With increasing evidence on little effectiveness of traditional anti-corruption public policies based on extensive regulation, strict compliance and tough enforcement, the critical reflection
on extant theoretical and empirical approaches is necessary. It requires scholars and practitioners alike to reconsider the very meaning of corruption and integrity, their mechanisms and
manifestations in the public and private spheres. It also calls for re-examining the relationship between political parties, public’s trust in state institutions, national governments and
parliaments which are at the very core of representative democracy. Political party financing and elective democracy have started to be questioned heavily in the era of fake news.
Furthermore, the role of civil society in tackling corruption needs to be unpacked. Bottom up forms of mobilization via digital media have increased in frequency but there is little knowledge
about the challenges, opportunities and usage of algorithmic automation and artificial intelligence by grassroots social movements actors. The changing social reality offers new possibilities
but also demands critical reflections on current and future approaches to concepts and methods of researching corruption mechanisms and anti-corruption agenda.
This Section is open to contributions that investigate corruption and anti-corruption in the contemporary context via theoretical innovations, methodological developments and empirical
inquiry.
Potential Panel themes and Chairs of this Section are:
1. Corruption and Integrity: Conceptual Challenges. Panel Chair: Fernanda De Figueiredo
2. New Technologies and Corruption. Panel Chairs: Joseph Pozsgai Alvarez, Felix Glodberg and Roxana Bratu
3. Corruption and Anti-Corruption in Empirical Research: Methodological Challenges. Panel Chairs: Ilona Wysmułek, Oksana Huss and Marina Povitkina
4. Political Parties and Corruption: Legal responses and accountability mechanisms. Panel Chairs: Gorana Misic and Nedim Hogic
5. Civil Society and Corruption: Changes and Challenges. Panel Chairs: Marco Mazzoni and Roberto Mincigrucci
6. Digital Media, Civil society and Anti-Corruption. Panel Chair: Alice Mattoni
7. Transparency and Corruption from Local Government Perspective. Panel Chairs: Eliska Drapalova and Peter Spac
8. Victims or Instigators? Corruption through the Lens of Private Sector Organizations. Panel Chair: Joseph Pozsgai Alvarez.

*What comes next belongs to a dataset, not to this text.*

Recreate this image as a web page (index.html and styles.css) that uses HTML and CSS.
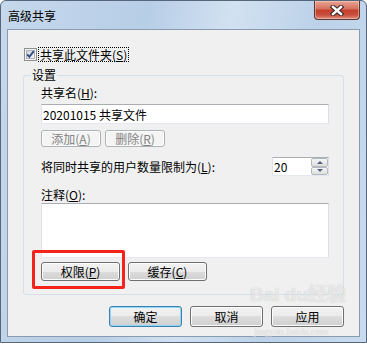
FILE: index.html
```html
<!DOCTYPE html>
<html lang="zh-CN">
<head>
  <meta charset="UTF-8">
  <title>高级共享</title>
  <link rel="stylesheet" href="styles.css">
</head>
<body>
  <div class="window">
    <div class="titlebar">
      <span class="title">高级共享</span>
      <button class="close-btn" aria-label="关闭">
        <svg width="14" height="11" viewBox="0 0 14 11">
          <path d="M3 2 L11 9 M11 2 L3 9" stroke="#3d2a2a" stroke-width="4.6" stroke-linecap="square" fill="none"/>
          <path d="M3 2 L11 9 M11 2 L3 9" stroke="#fff" stroke-width="2.4" stroke-linecap="square" fill="none"/>
        </svg>
      </button>
    </div>

    <div class="client">
      <label class="share-check">
        <span class="checkbox">
          <svg width="13" height="13" viewBox="0 0 13 13">
            <defs>
              <linearGradient id="cbInner" x1="0" y1="0" x2="1" y2="1">
                <stop offset="0" stop-color="#cbcfd5"/>
                <stop offset="1" stop-color="#f7f7f7"/>
              </linearGradient>
            </defs>
            <rect x="0.5" y="0.5" width="12" height="12" fill="#f4f4f4" stroke="#8e8f8f"/>
            <rect x="2.5" y="2.5" width="8" height="8" fill="url(#cbInner)" stroke="#aeb3b9"/>
            <path d="M3.2 6.4 L5.4 8.8 L9.8 3.2" stroke="#324c86" stroke-width="1.9" fill="none"/>
          </svg>
        </span>
        <span class="focus">共享此文件夹(<u>S</u>)</span>
      </label>

      <div class="group">
        <span class="group-title">设置</span>
        <div class="field-label">共享名(<u>H</u>):</div>
        <input class="textbox" type="text" value="20201015 共享文件">
        <div class="btn-row">
          <button class="btn small" disabled>添加(<u>A</u>)</button>
          <button class="btn small" disabled>删除(<u>R</u>)</button>
        </div>
        <div class="limit-row">
          <span>将同时共享的用户数量限制为(<u>L</u>):</span>
          <div class="spinner">
            <span class="spin-value">20</span>
            <div class="spin-buttons">
              <span class="spin-btn up"></span>
              <span class="spin-btn down"></span>
            </div>
          </div>
        </div>
        <div class="field-label comment-label">注释(<u>O</u>):</div>
        <div class="textarea"></div>
        <div class="btn-row perm-row">
          <span class="highlight-wrap">
            <button class="btn">权限(<u>P</u>)</button>
            <span class="highlight"></span>
          </span>
          <button class="btn">缓存(<u>C</u>)</button>
        </div>
      </div>

      <div class="dialog-buttons">
        <button class="btn default">确定</button>
        <button class="btn">取消</button>
        <button class="btn">应用</button>
      </div>

      <!-- faint watermark from the source screenshot -->
      <span class="wm-logo">Bai du经验</span>
      <span class="wm-url">jingyan.baidu.com</span>
    </div>
  </div>
</body>
</html>
```

FILE: styles.css
```css
* {
  box-sizing: border-box;
}

body {
  margin: 0;
  width: 367px;
  height: 345px;
  background: #fff;
  font-family: "Noto Sans CJK SC", "Liberation Sans", sans-serif;
  font-size: 12px;
  color: #000;
}

u {
  text-underline-offset: 1px;
}

.window {
  width: 367px;
  height: 343px;
  border: 1px solid #56677b;
  border-radius: 6px 6px 0 0;
  padding: 0 6px 5px 6px;
  background: linear-gradient(100deg, #c5d8ec 0%, #b7cee7 35%, #d2e1f1 55%, #bcd2e9 75%, #c9dbee 100%);
  display: flex;
  flex-direction: column;
}

.titlebar {
  height: 28px;
  display: flex;
  justify-content: space-between;
  align-items: flex-start;
}

.title {
  margin: 9px 0 0 1px;
  line-height: 12px;
}

.close-btn {
  width: 46px;
  height: 19px;
  padding: 0;
  border: 1px solid #5b3630;
  border-top: none;
  border-radius: 0 0 4px 4px;
  background: linear-gradient(#e9a696 0%, #d8725f 42%, #c43f2c 52%, #c9503d 78%, #e0917f 100%);
  box-shadow: inset 0 0 0 1px rgba(255, 220, 210, 0.45);
  display: flex;
  align-items: center;
  justify-content: center;
}

.client {
  flex: 1;
  position: relative;
  background: #f0f0f0;
  border: 1px solid #8a9bb0;
  padding: 17px 15px 0 15px;
  display: flex;
  flex-direction: column;
}

.share-check {
  display: flex;
  align-items: center;
  gap: 1px;
  margin-left: 1px;
  height: 15px;
}

.checkbox {
  width: 13px;
  height: 13px;
  display: flex;
}

.focus {
  border: 1px dotted #000;
  padding: 0 1px;
  line-height: 13px;
}

.group {
  margin-top: 13px;
  border: 1px solid #d5dfe5;
  border-radius: 3px;
  padding: 0 14px 13px 17px;
  display: flex;
  flex-direction: column;
}

.group-title {
  align-self: flex-start;
  margin: -7px 0 0 -10px;
  padding: 0 1px;
  line-height: 12px;
  background: #f0f0f0;
}

.field-label {
  margin-top: 6px;
  line-height: 12px;
}

.textbox {
  display: block;
  width: 100%;
  height: 20px;
  margin-top: 5px;
  padding: 0 1px;
  border: 1px solid;
  border-color: #abadb3 #dbdfe6 #e3e9ef #e2e3ea;
  background: #fff;
  font: inherit;
  color: #000;
  outline: none;
}

.btn-row {
  display: flex;
  gap: 4px;
  margin-top: 6px;
}

.btn {
  height: 19px;
  width: 79px;
  padding: 0;
  border: 1px solid #707070;
  border-radius: 3px;
  background: linear-gradient(#f2f2f2 0%, #ebebeb 50%, #dddddd 50%, #cfcfcf 100%);
  box-shadow: inset 0 0 0 1px #fcfcfc;
  font: inherit;
  line-height: 1;
  color: #000;
}

.btn.small {
  width: 60px;
  height: 17px;
}

.btn:disabled {
  border-color: #adb2b5;
  background: #f4f4f4;
  color: #838383;
}

.limit-row {
  display: flex;
  justify-content: space-between;
  align-items: center;
  margin-top: 10px;
}

.spinner {
  width: 57px;
  height: 19px;
  display: flex;
  border: 1px solid;
  border-color: #abadb3 #dbdfe6 #e3e9ef #e2e3ea;
  background: #fff;
}

.spin-value {
  flex: 1;
  padding-left: 1px;
  line-height: 17px;
}

.spin-buttons {
  width: 17px;
  display: flex;
  flex-direction: column;
}

.spin-btn {
  flex: 1;
  display: flex;
  align-items: center;
  justify-content: center;
  border: 1px solid #b4b9c0;
  border-radius: 2px;
  background: linear-gradient(#f6f6f6, #dedede);
}

.spin-btn::after {
  content: "";
  border-left: 3px solid transparent;
  border-right: 3px solid transparent;
}

.spin-btn.up::after {
  border-bottom: 3px solid #4d6185;
}

.spin-btn.down::after {
  border-top: 3px solid #4d6185;
}

.comment-label {
  margin-top: 13px;
}

.textarea {
  height: 55px;
  margin-top: 2px;
  border: 1px solid;
  border-color: #abadb3 #dbdfe6 #e3e9ef #e2e3ea;
  background: #fff;
}

.perm-row {
  gap: 8px;
  margin-top: 4px;
}

.highlight-wrap {
  position: relative;
  display: flex;
}

.highlight {
  position: absolute;
  left: -9px;
  top: -12px;
  width: 93px;
  height: 39px;
  border: 3px solid #f5231b;
  border-radius: 2px;
}

.dialog-buttons {
  display: flex;
  justify-content: flex-end;
  gap: 8px;
  margin-top: 11px;
}

.dialog-buttons .btn {
  width: 73px;
  height: 21px;
}

.btn.default {
  border-color: #3c7fb1;
  box-shadow: inset 0 0 0 1px #8fd7f7;
}

.wm-logo,
.wm-url {
  position: absolute;
  pointer-events: none;
  white-space: nowrap;
  color: rgba(255, 255, 255, 0.65);
  text-shadow: 0 0 1px rgba(90, 90, 90, 0.35);
}

.wm-logo {
  left: 242px;
  top: 255px;
  font-family: "Liberation Sans", "Noto Sans CJK SC", sans-serif;
  font-size: 19px;
  font-weight: bold;
  line-height: 20px;
}

.wm-url {
  left: 246px;
  top: 297px;
  font-family: "Liberation Serif", serif;
  font-size: 10px;
  line-height: 10px;
}
```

Section Chair Roxana Bratu
Roxana is a Lecturer in Corruption Analysis at the University of Sussex, UK. She was previously a postdoctoral researcher at University College London, School of Slavonic and East European
Studies where she coordinated the activity of the FP7 ANTICORRP project. Roxana holds a PhD in Sociology from the London School of Economics and Political Sciences (LSE), an MSc and a BSc in
Sociology from the University of Bucharest, Romania. She held several visiting fellowships at the Centre for Criminology at the University of Oxford (as an OSI/FCO Chevening Scholar) and LSE
Mannheim Centre for Criminology, UK. Her research focuses on integrity, transnational aid flows, European Union funding, media representations of corruption and the impact of technology on
corruption.
Co-chair Sofia Wickberg
Sofia is a PhD student in political science at Sciences Po in Paris, where she is affiliated with the Centre for European Studies and the Laboratory for Interdisciplinary Evaluation of Public
Policies. Her research focuses on the politics of anti-corruption and the definition of corruption as a public problem in Western Europe. Her work has been published in Ethique Publique,
Palgrave McMillian and the Presses de l’Université de Laval. Before starting her PhD, she worked as a research officer for Transparency International's secretariat in Berlin. She regularly
collaborates with the OECD, the U4 Anti-Corruption Resource Centre and Transparency International.
Co-chair Ilona Wysmulek
Ilona is an Assistant Professor at the Institute of Philosophy and Sociology, Polish Academy of Sciences in Warsaw, where she works in the research group on Comparative Analysis of Social
Inequality. Ilona holds a PhD in Sociology from the Graduate School for Social Research, Warsaw. In her dissertation, she developed a harmonized survey dataset to conduct a multi-level
analysis of corruption in public schools of Europe. Her current research deals with comparative analysis of corruption, social inequality and perceived meritocracy in Europe as well as
methodological issues of measurement comparability, survey quality, and ex-post data harmonization.